Психологи Альберт Кейн и Айрин Фаст, первые исследователи самоубийств родителей, изучили 45 детей в возрасте от 4 до 14 лет, страдавших психологическими расстройствами после суицида родителей. Они обнаружили, что их преобладающей реакцией было чувство вины. Дети часто задавались вопросами: «Почему я не смог спасти их?», «Они были несчастливы из-за меня?». Кейн и Фаст также обнаружили, что мало кто из оставшихся родителей обсуждал суицид с детьми. Некоторые открыто отказывались говорить на данную тему. Каждый четвертый ребенок из исследования Кейна и Фаст видел что-то, связанное с суицидом, но его убеждали, что родитель погиб другим образом. Это еще одна причина, по которой самоубийство родителей нередко разрушает доверие ребенка.
Кейн и Фаст также выявили, что иногда дети настолько связывали себя с родителем в подростковом или взрослом возрасте, что повторяли суицид матери или отца. В некоторых случаях параллель была удивительной: 18-летняя девушка утопилась ночью на том же пляже, что и ее мать много лет назад. Когда исследователи из Детского центра Джонса Хопкинса в Балтиморе проанализировали данные более чем 500 тысяч детей за 35-летний период, выяснили, что дети и подростки, чьи родители покончили с собой, совершали самоубийство в три раза чаще, чем дети, чьи родители погибли другим образом. Тем не менее молодые взрослые не были подвержены тем же рискам. Судя по многочисленным исследованиям, склонность к суициду сохраняется в пределах семьи. Дженнифер печально сообщает, что в ее семье никогда не обсуждали смерть матери и что она, а также ее старшая сестра пытались покончить с собой, будучи подростками. Поступив в университет, Дженнифер впала в депрессию и чувствовала себя одинокой. Суицид казался ей единственным выходом.

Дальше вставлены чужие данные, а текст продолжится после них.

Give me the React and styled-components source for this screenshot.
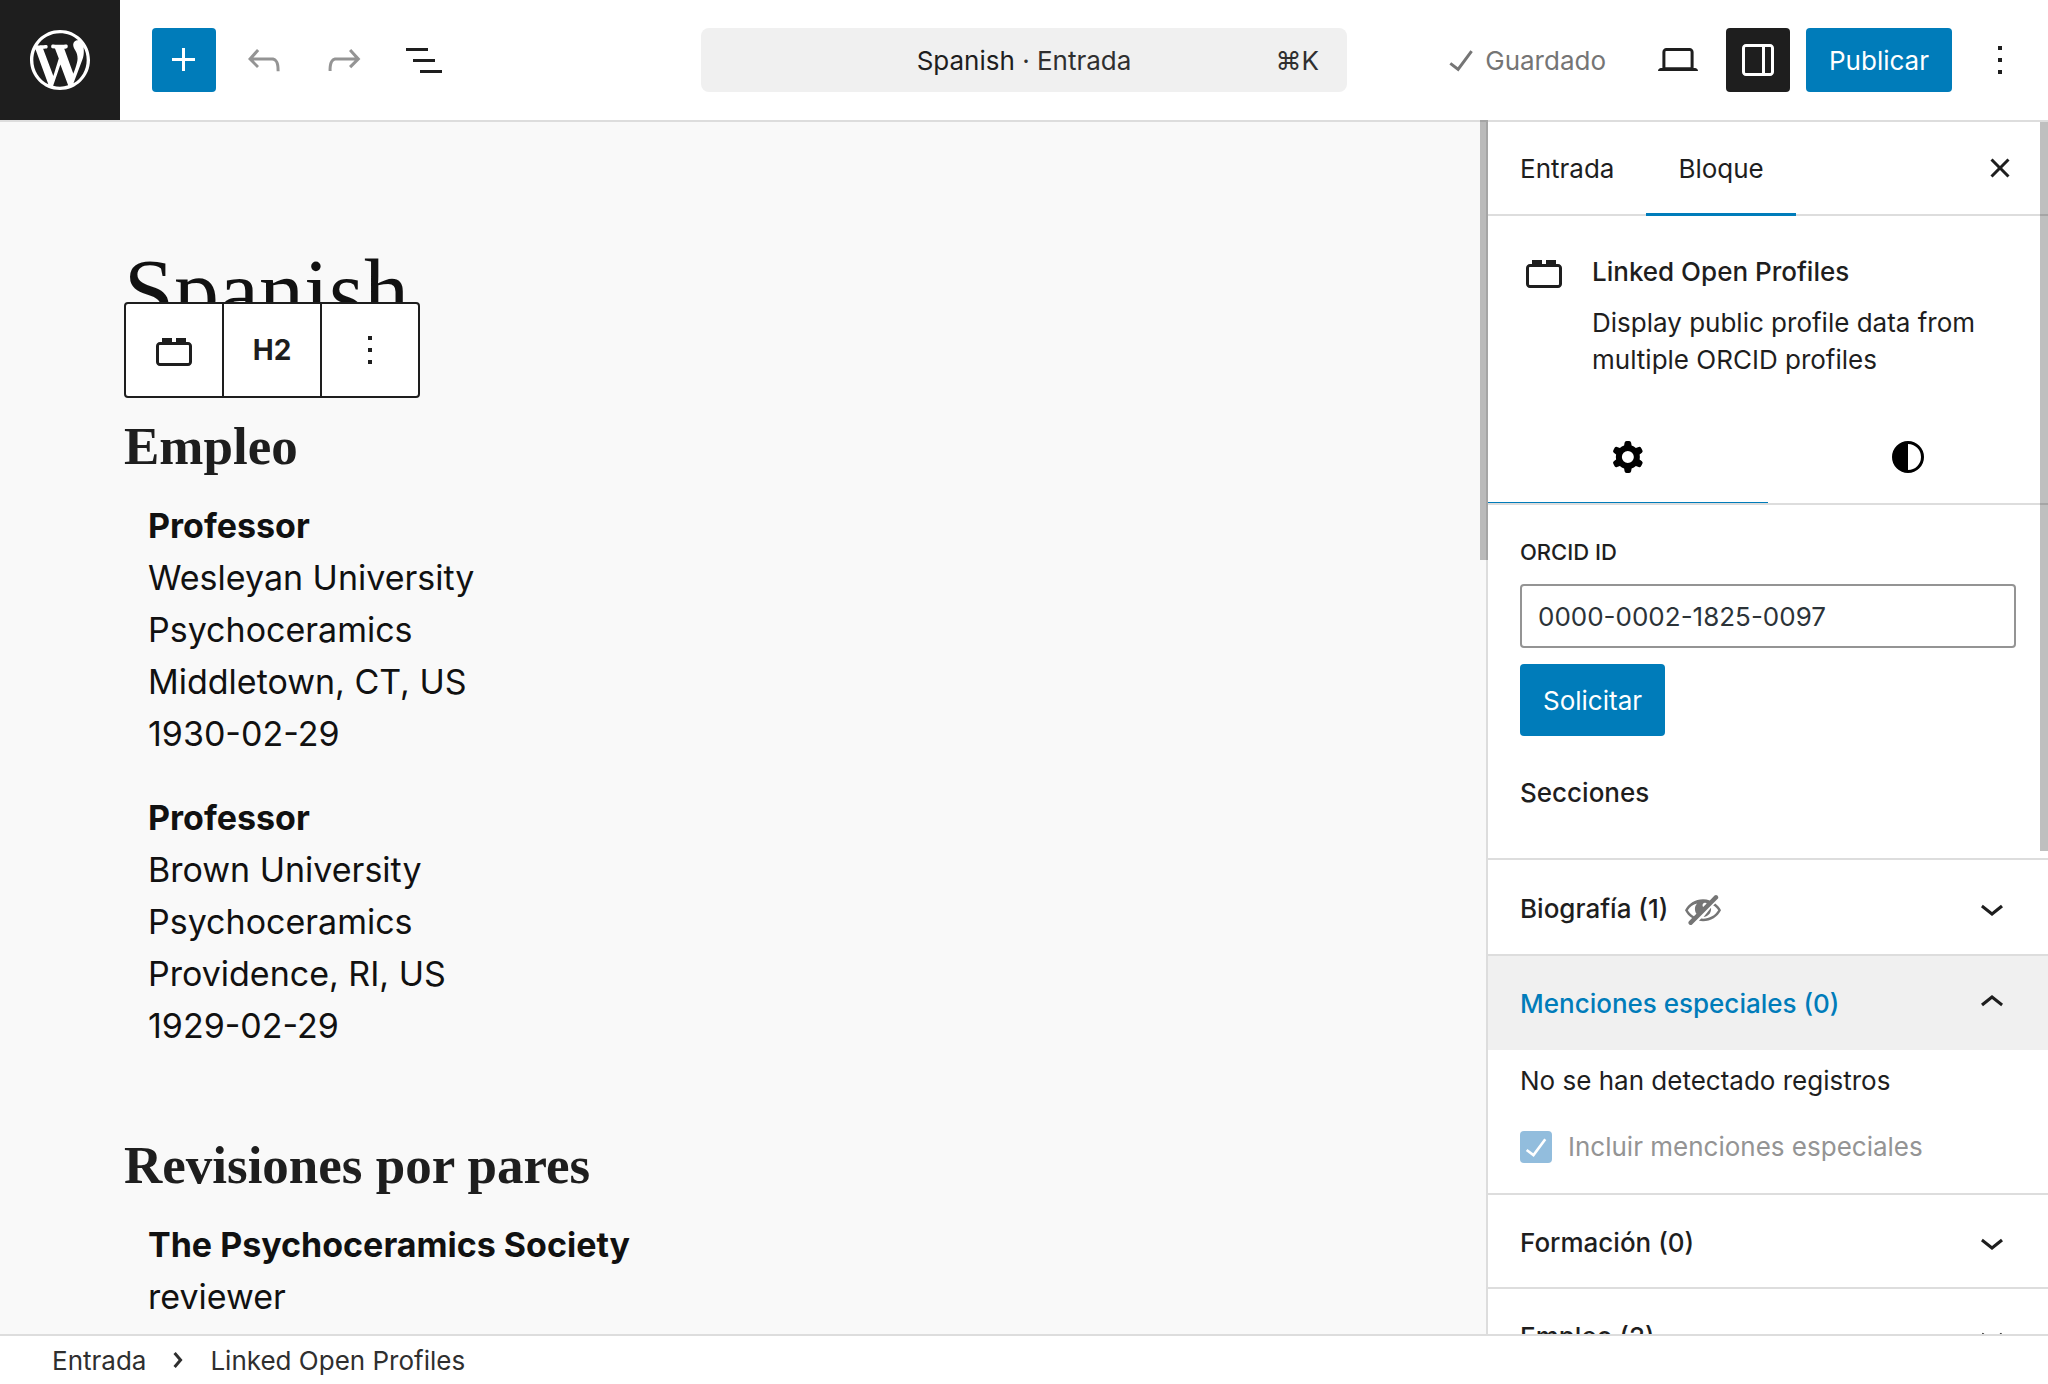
import React from "react";
import styled, { createGlobalStyle } from "styled-components";

const color = {
  ink: "#1e1e1e",
  text: "#2f2f2f",
  accent: "#007cba",
  line: "#dddddd",
  muted: "#757575",
  surface: "#f0f0f0",
  canvas: "#f9f9f9",
};

const GlobalStyle = createGlobalStyle`
  *, *::before, *::after { box-sizing: border-box; }
  html, body, #root { height: 100%; }
  body {
    margin: 0;
    color: ${color.ink};
    font-family: Inter, "Liberation Sans", sans-serif;
    font-size: 26px;
    line-height: 37px;
  }
  button, input { font: inherit; color: inherit; }
  button { margin: 0; padding: 0; border: 0; background: none; cursor: pointer; }
  h1, h2, h3, p, ul, ol { margin: 0; padding: 0; }
  ul, ol { list-style: none; }
`;

const paths = {
  wordpress:
    "M20 10c0-5.51-4.49-10-10-10C4.48 0 0 4.49 0 10c0 5.52 4.48 10 10 10 5.51 0 10-4.48 10-10zM7.78 15.37L4.37 6.22c.55-.02 1.17-.08 1.17-.08.5-.06.44-1.13-.06-1.11 0 0-1.45.11-2.37.11-.18 0-.37 0-.58-.01C4.12 2.69 6.87 1.11 10 1.11c2.33 0 4.45.87 6.05 2.34-.68-.11-1.65.39-1.65 1.58 0 .74.45 1.36.9 2.1.35.61.55 1.36.55 2.46 0 1.49-1.4 5-1.4 5l-3.03-8.37c.54-.02.82-.17.82-.17.5-.05.44-1.25-.06-1.22 0 0-1.44.12-2.38.12-.87 0-2.33-.12-2.33-.12-.5-.03-.56 1.2-.06 1.22l.92.08 1.26 3.41zM17.41 10c.24-.64.74-1.87.43-4.25.7 1.29 1.05 2.71 1.05 4.25 0 3.29-1.73 6.24-4.4 7.78.97-2.59 1.94-5.2 2.92-7.78zM6.1 18.09C3.12 16.65 1.11 13.53 1.11 10c0-1.3.23-2.48.72-3.59C3.25 10.3 4.67 14.2 6.1 18.09zm4.03-6.63l2.58 6.98c-.86.29-1.76.45-2.71.45-.79 0-1.57-.11-2.29-.33.81-2.38 1.62-4.74 2.42-7.1z",
  plus: "M11 12.5V17.5H12.5V12.5H17.5V11H12.5V6H11V11H6V12.5H11Z",
  undo: "M18.3 11.7c-.6-.6-1.4-.9-2.3-.9H6.7l2.9-3.3-1.1-1-4.5 5L8.5 16l1-1-2.7-2.7H16c.5 0 .9.2 1.3.5 1 1 1 3.4 1 4.5v.3h1.5v-.2c0-1.5 0-4.3-1.5-5.7z",
  redo: "M15.6 6.5l-1.1 1 2.9 3.3H8c-.9 0-1.7.3-2.3.9-1.4 1.5-1.4 4.2-1.4 5.6v.2h1.5v-.3c0-1.1 0-3.5 1-4.5.3-.3.7-.5 1.3-.5h9.2L14.5 15l1.1 1.1 4.6-4.6-4.6-5z",
  list: "M3 6h11v1.5H3V6Zm3.5 5.5h11V13h-11v-1.5ZM21 17H10v1.5h11V17Z",
  check: "M16.7 7.1l-6.3 8.5-3.3-2.5-.9 1.2 4.5 3.4L17.9 8z",
  desktop:
    "M20.5 16h-.7V8c0-1.1-.9-2-2-2H6.2c-1.1 0-2 .9-2 2v8h-.7c-.8 0-1.5.7-1.5 1.5h20c0-.8-.7-1.5-1.5-1.5zM5.7 8c0-.3.2-.5.5-.5h11.6c.3 0 .5.2.5.5v7.6H5.7V8z",
  drawer:
    "M18 4H6c-1.1 0-2 .9-2 2v12c0 1.1.9 2 2 2h12c1.1 0 2-.9 2-2V6c0-1.1-.9-2-2-2zm-4 14.5H6c-.3 0-.5-.2-.5-.5V6c0-.3.2-.5.5-.5h8v13zm4.5-.5c0 .3-.2.5-.5.5h-2.5v-13H18c.3 0 .5.2.5.5v12z",
  more: "M13 19h-2v-2h2v2zm0-6h-2v-2h2v2zm0-6h-2V5h2v2z",
  close:
    "M12 13.06l3.712 3.713 1.061-1.06L13.061 12l3.712-3.712-1.06-1.06L12 10.938 8.288 7.227l-1.061 1.06L10.939 12l-3.712 3.712 1.06 1.061L12 13.061z",
  block:
    "M19 8h-1V6h-5v2h-2V6H6v2H5c-1.1 0-2 .9-2 2v8c0 1.1.9 2 2 2h14c1.1 0 2-.9 2-2v-8c0-1.1-.9-2-2-2zm.5 10c0 .3-.2.5-.5.5H5c-.3 0-.5-.2-.5-.5v-8c0-.3.2-.5.5-.5h14c.3 0 .5.2.5.5v8z",
  cog: "M10.289 4.836A1 1 0 0111.275 4h1.306a1 1 0 01.987.836l.244 1.466c.787.26 1.503.679 2.108 1.218l1.393-.522a1 1 0 011.216.437l.653 1.13a1 1 0 01-.23 1.273l-1.148.944a6.025 6.025 0 010 2.435l1.149.946a1 1 0 01.23 1.272l-.653 1.13a1 1 0 01-1.216.437l-1.394-.522c-.605.54-1.32.958-2.108 1.218l-.244 1.466a1 1 0 01-.987.836h-1.306a1 1 0 01-.986-.836l-.244-1.466a5.995 5.995 0 01-2.108-1.218l-1.394.522a1 1 0 01-1.217-.436l-.653-1.131a1 1 0 01.23-1.272l1.149-.946a6.026 6.026 0 010-2.435l-1.148-.944a1 1 0 01-.23-1.272l.653-1.131a1 1 0 011.217-.437l1.393.522a5.994 5.994 0 012.108-1.218l.244-1.466zM14.929 12a3 3 0 11-6 0 3 3 0 016 0z",
  styles:
    "M20 12a8 8 0 11-16 0 8 8 0 0116 0zm-1.5 0a6.5 6.5 0 01-6.5 6.5v-13a6.5 6.5 0 016.5 6.5z",
  down: "M17.5 11.6L12 16l-5.5-4.4.9-1.2L12 14l4.5-3.6 1 1.2z",
  up: "M6.5 12.4L12 8l5.5 4.4-.9 1.2L12 10l-4.5 3.6-1-1.2z",
  right:
    "M10.8622 8.04053L14.2805 12.0286L10.8622 16.0167L9.72327 15.0405L12.3049 12.0286L9.72327 9.01672L10.8622 8.04053Z",
  hidden:
    "M17.2 3.3l.16.17c.39.39.39 1.02 0 1.41L4.55 17.7c-.39.39-1.03.39-1.41 0l-.17-.17c-.39-.39-.39-1.02 0-1.41l1.59-1.6c-1.57-1-2.76-2.3-3.56-3.93.81-1.65 2.03-2.98 3.64-3.99S8.04 5.09 10 5.09c1.2 0 2.33.21 3.4.6l2.38-2.39c.39-.39 1.03-.39 1.42 0zm-7.09 4.01c-.23.25-.34.54-.34.88 0 .31.12.58.31.81l1.8-1.79c-.13-.12-.28-.21-.45-.26-.11-.01-.28-.03-.49-.04-.33.03-.6.16-.83.4zM2.4 10.59c.69 1.23 1.71 2.25 3.05 3.05l1.28-1.28c-.51-.69-.77-1.47-.77-2.36 0-1.06.36-1.98 1.09-2.76-1.04.27-1.96.7-2.76 1.26-.8.58-1.43 1.27-1.89 2.09zM16.1 7.2c1.25.87 2.22 2 2.9 3.39-.81 1.65-2.03 2.98-3.64 3.99S11.96 16.09 10 16.09c-.7 0-1.38-.07-2.03-.2l1.1-1.1c.31.04.62.06.93.06 1.63 0 3.12-.39 4.46-1.17s2.38-1.81 3.14-3.09c-.62-1.1-1.5-1.95-2.5-2.4zM14 9.4c.03.2.04.4.04.6 0 1.1-.38 2.04-1.15 2.81s-1.6 1.2-2.6 1.2z",
};

function Icon({ name, size = 48, viewBox = "0 0 24 24" }) {
  return (
    <svg width={size} height={size} viewBox={viewBox} fill="currentColor" fillRule="evenodd" aria-hidden="true">
      <path d={paths[name]} />
    </svg>
  );
}

/* Shell */

const Page = styled.div`
  display: flex;
  flex-direction: column;
  height: 100vh;
  background: #fff;
  overflow: hidden;
  svg { display: block; flex: none; }
`;

const Header = styled.header`
  flex: none;
  display: grid;
  grid-template-columns: 1fr minmax(0, 646px) 1fr;
  align-items: center;
  border-bottom: 2px solid ${color.line};
`;

const HeaderStart = styled.div`
  display: flex;
  align-items: center;
  gap: 16px;
`;

const HeaderEnd = styled(HeaderStart)`
  justify-content: flex-end;
  padding-right: 16px;
`;

const Logo = styled.a`
  display: grid;
  place-items: center;
  width: 120px;
  height: 120px;
  margin-right: 16px;
  background: ${color.ink};
  color: #fff;
`;

const tones = {
  plain: { bg: "transparent", fg: color.ink },
  primary: { bg: color.accent, fg: "#fff" },
  pressed: { bg: color.ink, fg: "#fff" },
  dim: { bg: "transparent", fg: "#949494" },
};

const IconButton = styled.button`
  display: grid;
  place-items: center;
  width: 64px;
  height: 64px;
  border-radius: 4px;
  background: ${({ $tone = "plain" }) => tones[$tone].bg};
  color: ${({ $tone = "plain" }) => tones[$tone].fg};
`;

const PrimaryButton = styled.button`
  height: ${({ $tall }) => ($tall ? 72 : 64)}px;
  padding: 0 23px;
  border-radius: 4px;
  background: ${color.accent};
  color: #fff;
`;

const CommandBar = styled.button`
  display: grid;
  grid-template-columns: 1fr auto 1fr;
  align-items: center;
  height: 64px;
  padding: 0 28px;
  border-radius: 8px;
  background: ${color.surface};
  color: ${color.text};
`;

const CommandTitle = styled.span`
  grid-column: 2;
  b { font-weight: 400; color: ${color.ink}; }
`;

const Shortcut = styled.span`
  justify-self: end;
`;

const Saved = styled.div`
  display: flex;
  align-items: center;
  margin-right: 24px;
  color: ${color.muted};
`;

const Body = styled.div`
  flex: 1;
  min-height: 0;
  display: flex;
`;

/* Editor canvas */

const Canvas = styled.main`
  flex: 1;
  min-width: 0;
  padding: 116px 124px 0;
  overflow-y: auto;
  scrollbar-width: none;
  background: ${color.canvas};
`;

const Title = styled.h1`
  color: #111;
  font: 400 90px/108px "Liberation Serif", serif;
  margin-bottom: 68px;
`;

const Block = styled.div`
  position: relative;
`;

const Toolbar = styled.div`
  position: absolute;
  left: 0;
  bottom: calc(100% + 16px);
  display: flex;
  border: 2px solid ${color.ink};
  border-radius: 4px;
  background: #fff;
`;

const ToolbarButton = styled.button`
  display: grid;
  place-items: center;
  box-sizing: content-box;
  width: 96px;
  height: 92px;
  font-size: 28px;
  font-weight: 700;
  & + & { border-left: 2px solid ${color.ink}; }
`;

const Section = styled.section`
  margin-bottom: 81px;
`;

const SectionTitle = styled.h2`
  font: 700 53px/64px "Liberation Serif", serif;
  margin-bottom: 22px;
`;

const Entries = styled.ul`
  display: flex;
  flex-direction: column;
  gap: 32px;
  padding-left: 24px;
`;

const Entry = styled.li`
  color: #111;
  font-size: 34px;
  line-height: 52px;
  strong, span { display: block; }
  strong { font-weight: 700; }
`;

/* Settings sidebar */

const Sidebar = styled.aside`
  position: relative;
  flex: none;
  width: 562px;
  border-left: 2px solid ${color.line};
  background: #fff;
`;

const SidebarScroll = styled.div`
  height: 100%;
  overflow-y: auto;
  scrollbar-width: none;
`;

const Thumb = styled.div`
  position: absolute;
  width: 8px;
  background: rgba(0, 0, 0, 0.25);
  ${({ $side }) =>
    $side === "canvas" ? "left: -8px; top: -2px; height: 440px;" : "right: 0; top: 0; height: 729px;"}
`;

const Tabs = styled.div`
  display: flex;
  align-items: center;
  height: 94px;
  padding-right: 16px;
  box-shadow: inset 0 -2px ${color.line};
`;

const Tab = styled.button`
  height: 94px;
  padding: 0 32px 2px;
  box-shadow: ${({ $active }) => ($active ? `inset 0 -3px ${color.accent}` : "none")};
`;

const TabClose = styled(IconButton)`
  margin-left: auto;
  margin-bottom: 2px;
`;

const Card = styled.div`
  display: flex;
  gap: 24px;
  padding: 32px;
`;

const CardTitle = styled.h2`
  margin-bottom: 8px;
  font-size: 26px;
  font-weight: 500;
  line-height: 48px;
`;

const ViewTabs = styled.div`
  display: grid;
  grid-template-columns: 1fr 1fr;
  border-bottom: 2px solid ${color.line};
`;

const ViewTab = styled.button`
  display: grid;
  place-items: center;
  height: 93px;
  color: #000;
  box-shadow: ${({ $active }) => ($active ? `inset 0 -1px ${color.accent}` : "none")};
`;

const Form = styled.form`
  display: flex;
  flex-direction: column;
  align-items: flex-start;
  gap: 16px;
  padding: 32px 32px 0;
`;

const FieldLabel = styled.label`
  font-size: 22px;
  font-weight: 500;
  line-height: 31px;
  text-transform: uppercase;
`;

const TextInput = styled.input`
  width: 100%;
  height: 64px;
  padding: 0 16px;
  border: 2px solid #949494;
  border-radius: 4px;
  background: #fff;
  color: #2c3338;
`;

const GroupTitle = styled.h2`
  padding: 40px 32px 48px;
  font-size: 26px;
  font-weight: 500;
  line-height: 34px;
`;

const PanelRoot = styled.section`
  border-top: 2px solid ${color.line};
`;

const PanelToggle = styled.button`
  display: flex;
  align-items: center;
  gap: 15px;
  width: 100%;
  padding: 30px 32px 26px;
  border-bottom: ${({ $open }) => ($open ? `2px solid ${color.surface}` : "0")};
  background: ${({ $open }) => ($open ? color.surface : "#fff")};
  color: ${({ $open }) => ($open ? color.accent : color.ink)};
  font-weight: 500;
  line-height: 36px;
  text-align: left;
`;

const PanelBadge = styled.span`
  margin: -1px 0;
  color: ${color.muted};
`;

const PanelChevron = styled.span`
  margin: -8px 0 -6px auto;
  color: ${color.ink};
`;

const PanelBody = styled.div`
  display: flex;
  flex-direction: column;
  gap: 32px;
  padding: 12px 32px 30px;
`;

const CheckLabel = styled.label`
  display: flex;
  align-items: center;
  gap: 16px;
  line-height: 32px;
  color: #949494;
`;

const CheckMark = styled.span`
  display: grid;
  grid-template: 32px / 32px;
  place-items: center;
  color: #fff;
  & > * { grid-area: 1 / 1; }
  svg { pointer-events: none; }
`;

const CheckBox = styled.input`
  appearance: none;
  width: 32px;
  height: 32px;
  margin: 0;
  border-radius: 4px;
  background: #92bddd;
`;

const Footer = styled.footer`
  flex: none;
  border-top: 2px solid ${color.line};
  background: #fff;
`;

const Crumbs = styled.ol`
  display: flex;
  align-items: center;
  height: 48px;
  padding: 0 52px;
  color: ${color.text};
  li { display: flex; align-items: center; }
  svg { margin: 0 8px; }
`;

const sections = [
  {
    title: "Empleo",
    entries: [
      ["Professor", "Wesleyan University", "Psychoceramics", "Middletown, CT, US", "1930-02-29"],
      ["Professor", "Brown University", "Psychoceramics", "Providence, RI, US", "1929-02-29"],
    ],
  },
  {
    title: "Revisiones por pares",
    entries: [["The Psychoceramics Society", "reviewer"]],
  },
];

function Panel({ title, open = false, hidden = false, children }) {
  return (
    <PanelRoot>
      <PanelToggle type="button" $open={open} aria-expanded={open}>
        {title}
        {hidden && (
          <PanelBadge>
            <Icon name="hidden" size={40} viewBox="0 0 20 20" />
          </PanelBadge>
        )}
        <PanelChevron>
          <Icon name={open ? "up" : "down"} />
        </PanelChevron>
      </PanelToggle>
      {open && <PanelBody>{children}</PanelBody>}
    </PanelRoot>
  );
}

export default function App() {
  return (
    <Page>
      <GlobalStyle />
      <Header>
        <HeaderStart>
          <Logo href="#" aria-label="WordPress">
            <Icon name="wordpress" size={72} viewBox="-2 -2 24 24" />
          </Logo>
          <IconButton type="button" $tone="primary" aria-label="Añadir bloque">
            <Icon name="plus" />
          </IconButton>
          <IconButton type="button" $tone="dim" aria-label="Deshacer">
            <Icon name="undo" />
          </IconButton>
          <IconButton type="button" $tone="dim" aria-label="Rehacer">
            <Icon name="redo" />
          </IconButton>
          <IconButton type="button" aria-label="Vista de lista">
            <Icon name="list" />
          </IconButton>
        </HeaderStart>
        <CommandBar type="button">
          <CommandTitle>
            <b>Spanish</b> · Entrada
          </CommandTitle>
          <Shortcut>⌘K</Shortcut>
        </CommandBar>
        <HeaderEnd>
          <Saved>
            <Icon name="check" />
            Guardado
          </Saved>
          <IconButton type="button" aria-label="Ver">
            <Icon name="desktop" />
          </IconButton>
          <IconButton type="button" $tone="pressed" aria-label="Ajustes">
            <Icon name="drawer" />
          </IconButton>
          <PrimaryButton type="button">Publicar</PrimaryButton>
          <IconButton type="button" aria-label="Opciones">
            <Icon name="more" />
          </IconButton>
        </HeaderEnd>
      </Header>

      <Body>
        <Canvas>
          <Title>Spanish</Title>
          <Block>
            <Toolbar role="toolbar">
              <ToolbarButton type="button" aria-label="Linked Open Profiles">
                <Icon name="block" />
              </ToolbarButton>
              <ToolbarButton type="button">H2</ToolbarButton>
              <ToolbarButton type="button" aria-label="Opciones">
                <Icon name="more" />
              </ToolbarButton>
            </Toolbar>
            {sections.map((section) => (
              <Section key={section.title}>
                <SectionTitle>{section.title}</SectionTitle>
                <Entries>
                  {section.entries.map(([name, ...lines], index) => (
                    <Entry key={index}>
                      <strong>{name}</strong>
                      {lines.map((line) => (
                        <span key={line}>{line}</span>
                      ))}
                    </Entry>
                  ))}
                </Entries>
              </Section>
            ))}
          </Block>
        </Canvas>

        <Sidebar>
          <SidebarScroll>
            <Tabs>
              <Tab type="button">Entrada</Tab>
              <Tab type="button" $active>
                Bloque
              </Tab>
              <TabClose type="button" aria-label="Cerrar">
                <Icon name="close" />
              </TabClose>
            </Tabs>
            <Card>
              <Icon name="block" />
              <div>
                <CardTitle>Linked Open Profiles</CardTitle>
                <p>Display public profile data from multiple ORCID profiles</p>
              </div>
            </Card>
            <ViewTabs>
              <ViewTab type="button" $active aria-label="Ajustes">
                <Icon name="cog" />
              </ViewTab>
              <ViewTab type="button" aria-label="Estilos">
                <Icon name="styles" />
              </ViewTab>
            </ViewTabs>
            <Form onSubmit={(event) => event.preventDefault()}>
              <FieldLabel htmlFor="orcid">ORCID ID</FieldLabel>
              <TextInput id="orcid" type="text" defaultValue="0000-0002-1825-0097" />
              <PrimaryButton $tall>Solicitar</PrimaryButton>
            </Form>
            <GroupTitle>Secciones</GroupTitle>
            <Panel title="Biografía (1)" hidden />
            <Panel title="Menciones especiales (0)" open>
              <p>No se han detectado registros</p>
              <CheckLabel>
                <CheckMark>
                  <CheckBox type="checkbox" defaultChecked disabled />
                  <Icon name="check" size={42} />
                </CheckMark>
                Incluir menciones especiales
              </CheckLabel>
            </Panel>
            <Panel title="Formación (0)" />
            <Panel title="Empleo (2)" />
          </SidebarScroll>
          <Thumb $side="canvas" />
          <Thumb $side="sidebar" />
        </Sidebar>
      </Body>

      <Footer>
        <Crumbs>
          <li>Entrada</li>
          <li>
            <Icon name="right" />
            Linked Open Profiles
          </li>
        </Crumbs>
      </Footer>
    </Page>
  );
}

Другие дочери проявляют отдельные симптомы, связанные с самоубийством матери. 25-летняя Марджи описывает хаос в ту ночь, когда проснулась от криков бабушки и узнала, что тело ее мамы нашли в гараже. Тогда Марджи было семь лет. «Мое главное детское воспоминание – огромный страх по ночам, когда я лежала, будто окаменев от ужаса, – вспоминает она. – Думаю, я боялась, потому что была одна, а еще потому, что моя мама умерла ночью.
Почти всю жизнь я страдала бессонницей и лишь недавно осознала причину».